Primary researcher Livia S. Eberlin, a postdoctoral scholar in chemistry, conducted the research under Zare’s direction.  The interdisciplinary team for the study included oncologist Professor Dean Felsher of the Stanford School of Medicine who developed the animal models and statistician Professor Rob Tibshirani of the Stanford School of Humanities and Science who developed the algorithms for data analysis.  

Eberlin, who joined Cooks’ research team in 2008 at Purdue as a graduate student, led the design and testing of a tool that used this technique in the operating room to characterize the type and grade of brain cancer and detect boundaries between healthy and cancerous brain tissue. When finishing as a graduate student, Eberlin and Cooks won the American Chemical Society’s Nobel Laureate Signature Award for Graduate Education in Chemistry. She was recently selected as one of five scientists to receive the 2014 L’Oreal USA for Women in Science Fellowship and also has been named as one of the top 30 researchers under age 30 by Forbes magazine.
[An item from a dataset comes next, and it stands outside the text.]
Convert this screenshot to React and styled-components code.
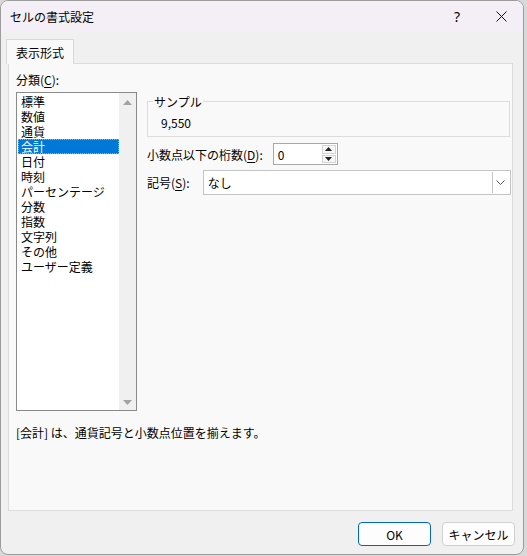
import React from 'react';
import styled, { createGlobalStyle } from 'styled-components';

const GlobalStyle = createGlobalStyle`
  html, body {
    margin: 0;
    padding: 0;
    background: #d9d9d9;
  }
  body {
    font-family: "Noto Sans CJK JP", "Noto Sans", sans-serif;
    font-size: 12px;
    color: #000;
  }
`;

const Window = styled.div`
  box-sizing: border-box;
  width: 524px;
  height: 555px;
  border: 1px solid #9c9c9c;
  border-radius: 8px;
  background: #f0f0f0;
  overflow: hidden;
  display: flex;
  flex-direction: column;
`;

const TitleBar = styled.div`
  height: 30px;
  flex: none;
  background: #f4eff7;
  display: flex;
  align-items: center;
  padding-left: 9px;
`;

const Title = styled.div`
  flex: 1;
  font-size: 12px;
  line-height: 15px;
  padding-top: 1px;
`;

const CaptionButton = styled.div`
  width: 44px;
  height: 30px;
  display: flex;
  align-items: center;
  justify-content: center;
  font-family: "Noto Sans", sans-serif;
  font-size: 14px;
`;

const Body = styled.div`
  flex: 1;
  display: flex;
  flex-direction: column;
  padding-top: 8px;
`;

const TabStrip = styled.div`
  display: flex;
  padding-left: 5px;
  position: relative;
  z-index: 1;
  margin-bottom: -1px;
`;

const Tab = styled.div`
  box-sizing: border-box;
  width: 68px;
  height: 25px;
  border: 1px solid #d9d9d9;
  border-bottom: none;
  background: #f9f9f9;
  display: flex;
  align-items: center;
  justify-content: center;
  line-height: 15px;
`;

const Panel = styled.div`
  box-sizing: border-box;
  height: 448px;
  margin: 0 10px 0 7px;
  border: 1px solid #dcdcdc;
  background: #f9f9f9;
  padding: 8px 0 0 7px;
  display: flex;
  flex-direction: column;
`;

const Columns = styled.div`
  display: flex;
  gap: 10px;
  align-items: flex-start;
`;

const LeftColumn = styled.div`
  width: 121px;
  display: flex;
  flex-direction: column;
`;

const Label = styled.div`
  line-height: 15px;
  white-space: nowrap;
`;

const Key = styled.span`
  text-decoration: underline;
  text-underline-offset: 2px;
`;

const ListBox = styled.div`
  box-sizing: border-box;
  margin-top: 5px;
  height: 319px;
  border: 1px solid #8a8a8a;
  background: #fff;
  display: flex;
`;

const Items = styled.div`
  flex: 1;
  padding: 1px 0 0 1px;
`;

const Item = styled.div`
  box-sizing: border-box;
  height: 15px;
  line-height: 13px;
  padding-left: 2px;
  white-space: nowrap;
  border: 1px solid transparent;
  overflow: hidden;
  ${p => p.$selected && `
    background: #0078d7;
    color: #fff;
    border: 1px dotted #f5a623;
  `}
`;

const ScrollBar = styled.div`
  width: 17px;
  background: #f0f0f0;
  display: flex;
  flex-direction: column;
  justify-content: space-between;
  align-items: center;
  padding: 7px 0 5px;
`;

const RightColumn = styled.div`
  width: 364px;
  padding-top: 22px;
  display: flex;
  flex-direction: column;
`;

const SampleGroup = styled.fieldset`
  margin: 0;
  width: 363px;
  box-sizing: border-box;
  border: 1px solid #dcdcdc;
  padding: 0 0 6px 5px;
  min-width: 0;
`;

const Legend = styled.legend`
  padding: 0 1px;
  line-height: 15px;
`;

const SampleValue = styled.div`
  line-height: 15px;
  margin-top: 6px;
  padding-left: 8px;
`;

const FieldRow = styled.div`
  display: flex;
  align-items: center;
  margin-top: ${p => p.$top}px;
`;

const SpinBox = styled.div`
  box-sizing: border-box;
  width: 65px;
  height: 22px;
  margin-left: 10px;
  border: 1px solid #a8a8a8;
  background: #fff;
  display: flex;
  align-items: center;
  padding: 1px 1px 1px 4px;
`;

const SpinValue = styled.div`
  flex: 1;
  line-height: 15px;
`;

const SpinButtons = styled.div`
  width: 14px;
  height: 18px;
  display: flex;
  flex-direction: column;
  gap: 1px;
`;

const SpinButton = styled.div`
  flex: 1;
  border: 1px solid #d4d4d4;
  background: #f7f7f7;
  display: flex;
  align-items: center;
  justify-content: center;
`;

const Select = styled.div`
  box-sizing: border-box;
  width: 308px;
  height: 25px;
  margin-left: 13px;
  border: 1px solid #c4c4c4;
  background: #fff;
  display: flex;
  align-items: center;
  padding: 1px 1px 1px 4px;
`;

const SelectValue = styled.div`
  flex: 1;
  line-height: 15px;
`;

const DropButton = styled.div`
  box-sizing: border-box;
  width: 17px;
  height: 21px;
  border-left: 1px solid #c4c4c4;
  display: flex;
  align-items: center;
  justify-content: center;
`;

const Description = styled.div`
  margin-top: 14px;
  line-height: 15px;
`;

const ButtonRow = styled.div`
  display: flex;
  justify-content: flex-end;
  gap: 11px;
  padding: 11px 8px 0 0;
`;

const Button = styled.div`
  box-sizing: border-box;
  width: 73px;
  height: 24px;
  border-radius: 4px;
  background: #fdfdfd;
  border: 1px solid ${p => (p.$primary ? '#0067c0' : '#d0d0d0')};
  display: flex;
  align-items: center;
  justify-content: center;
  line-height: 15px;
`;

const Triangle = ({ up, color = '#a3a3a3', w = 9, h = 5 }) => (
  <svg width={w} height={h} viewBox={`0 0 ${w} ${h}`}>
    <polygon
      points={up ? `0,${h} ${w / 2},0 ${w},${h}` : `0,0 ${w / 2},${h} ${w},0`}
      fill={color}
    />
  </svg>
);

const categories = [
  '標準', '数値', '通貨', '会計', '日付', '時刻', 'パーセンテージ',
  '分数', '指数', '文字列', 'その他', 'ユーザー定義'
];

export default function App() {
  return (
    <>
      <GlobalStyle />
      <Window>
        <TitleBar>
          <Title>セルの書式設定</Title>
          <CaptionButton>?</CaptionButton>
          <CaptionButton>
            <svg width="11" height="11" viewBox="0 0 11 11">
              <path d="M0.5 0.5 L10.5 10.5 M10.5 0.5 L0.5 10.5" stroke="#111" strokeWidth="1" />
            </svg>
          </CaptionButton>
        </TitleBar>
        <Body>
          <TabStrip>
            <Tab>表示形式</Tab>
          </TabStrip>
          <Panel>
            <Columns>
              <LeftColumn>
                <Label>分類(<Key>C</Key>):</Label>
                <ListBox>
                  <Items>
                    {categories.map(c => (
                      <Item key={c} $selected={c === '会計'}>{c}</Item>
                    ))}
                  </Items>
                  <ScrollBar>
                    <Triangle up />
                    <Triangle />
                  </ScrollBar>
                </ListBox>
              </LeftColumn>
              <RightColumn>
                <SampleGroup>
                  <Legend>サンプル</Legend>
                  <SampleValue>9,550</SampleValue>
                </SampleGroup>
                <FieldRow $top={6}>
                  <Label>小数点以下の桁数(<Key>D</Key>):</Label>
                  <SpinBox>
                    <SpinValue>0</SpinValue>
                    <SpinButtons>
                      <SpinButton><Triangle up color="#222" w={7} h={4} /></SpinButton>
                      <SpinButton><Triangle color="#222" w={7} h={4} /></SpinButton>
                    </SpinButtons>
                  </SpinBox>
                </FieldRow>
                <FieldRow $top={5}>
                  <Label>記号(<Key>S</Key>):</Label>
                  <Select>
                    <SelectValue>なし</SelectValue>
                    <DropButton>
                      <svg width="9" height="5" viewBox="0 0 9 5">
                        <path d="M0.5 0.5 L4.5 4.5 L8.5 0.5" fill="none" stroke="#555" strokeWidth="1" />
                      </svg>
                    </DropButton>
                  </Select>
                </FieldRow>
              </RightColumn>
            </Columns>
            <Description>[会計] は、通貨記号と小数点位置を揃えます。</Description>
          </Panel>
          <ButtonRow>
            <Button $primary>OK</Button>
            <Button>キャンセル</Button>
          </ButtonRow>
        </Body>
      </Window>
    </>
  );
}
The Zarelab is now investigating how various metabolic patterns are found in different tumors, specifically in skin, lung, prostate, pancreatic and kidney cancers.  “By using mass spectrometry to directly analyze samples and detect molecular signatures that are characteristic of a cancer type and oncogene expression from biological samples,” says Zare, “we expect one day to rapidly give a diagnosis and predict best treatment options for an individual.”